One of my best friends – who also happens to be my little sister, Beth – raised a great question.  “What happens to goal-oriented people when they are up against a goal that is out of their control, like getting pregnant?”

This is no idle question for Beth.  She and her business partner run a wonderful business, Pulling Down the Moon, devoted to holistic fertility.  In her practice Beth helps couples who are confronting the challenge of getting pregnant, often complicated by careers, stress, and other life forces beyond their complete control.  They are looking for answers and sure things, and with pregnancy or child birth, that’s impossible.

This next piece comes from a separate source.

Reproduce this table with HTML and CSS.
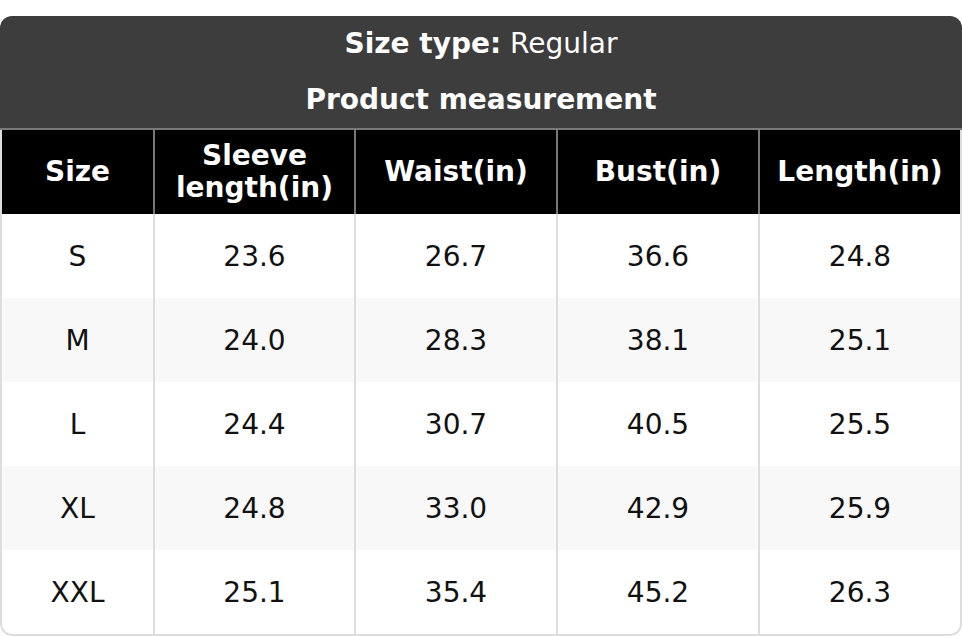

Many couples trying to get pregnant face substantial odds.  Are they setting themselves up for failure, since this goal is outside of their ultimate control?  Should all such people adjust their sights?

The short answer is no. 

Goal-theory research suggests that it is better to set goals that are capable of attainment.  That does not, however, mean that goals must be sure things, utterly within the person’s control.  If certainty were the benchmark, virtually no goal would qualify.  You couldn’t have a goal of getting a certain grade in a course, because that would depend ultimately on the instructor.  Being elected to office turns on the preference of voters.  A Nobel would depend on the Committee.  Selling five paintings would depend on the tastes and resources of buyers.  Even painting five pictures would ultimately depend in part on your continued health and vitality (over which you have some but not complete control) and (at a mundane level) the availability of supplies.

So, what should you do when contemplating a goal that depends on forces beyond yourself?

First, make clear as possible what factors are beyond your control.  This exercise may lead to valuable insights, since what appears to depend on forces of nature may in fact be largely controllable.  Thus, proper diet, proper exercise, and so forth (see Beth’s book, Fully Fertile) may play an important role in successful pregnancy.  These steps may increase the likelihood of a successful pregnancy even if they provide no guarantees. Perhaps one or another partner’s career is interfering with getting pregnant, or one’s living space is not conducive, or so on.  Identifying these various factors may lead you to find many that you can influence, and which may in fact help you reach your goal.

Second, map out well-defined, measurable intermediate objectives, to put yourself on the path to achieve the goal even if the ultimate choice is not yours to make.  As addressed in another post, measureable goals work better than “do your best” or ambiguous ones.   Thus, bringing one’s vital statistics into target zones, which are objective and measurable, may enhance one’s fertility. A woman may be able to exert substantial control over these measurable elements even if she cannot force successful conception.

Third, seek the benefits of flow by finding ways to appreciate the value of the process itself.  As Malcolm Gladwell’s book Outliers points out, outsized success ordinarily requires substantial practice.  Mastery tends to require thousands of hours of study, and someone will not devote hours and hours if they don’t find some way to love the process.  The concept of flow captures that notion.  Our favorite experiences tend to be those that challenge us sufficiently that we lose ourselves in the moment.

For successful pregnancy, our genes have generally provided sufficient motivation to engage in sex.  But what about the other factors beyond the sex act itself?  Is it possible to find ways to love the process of eating well, getting sufficient (and appropriate) exercise, and so forth?  To the extent you can learn to enjoy those processes, you increase the likelihood of achieving the ultimate goal.

Outside of pregnancy, the same general principle would apply.  To the extent one can learn to enjoy the process of meeting people and speaking in public, you may enhance your likelihood of election to public office.  If you learn to enjoy painting, you may commit sufficient time and energy to create this generation’s Mona Lisa.

To learn to “enjoy” such things, you may need training and study.  Finding that training and study may well be within your control.  Thus, even though the ultimate goal may be beyond your control, you may be able to find – and achieve – many goals that draw you closer to prize.

What do you think?  Are there other tools available?  Give me your reactions.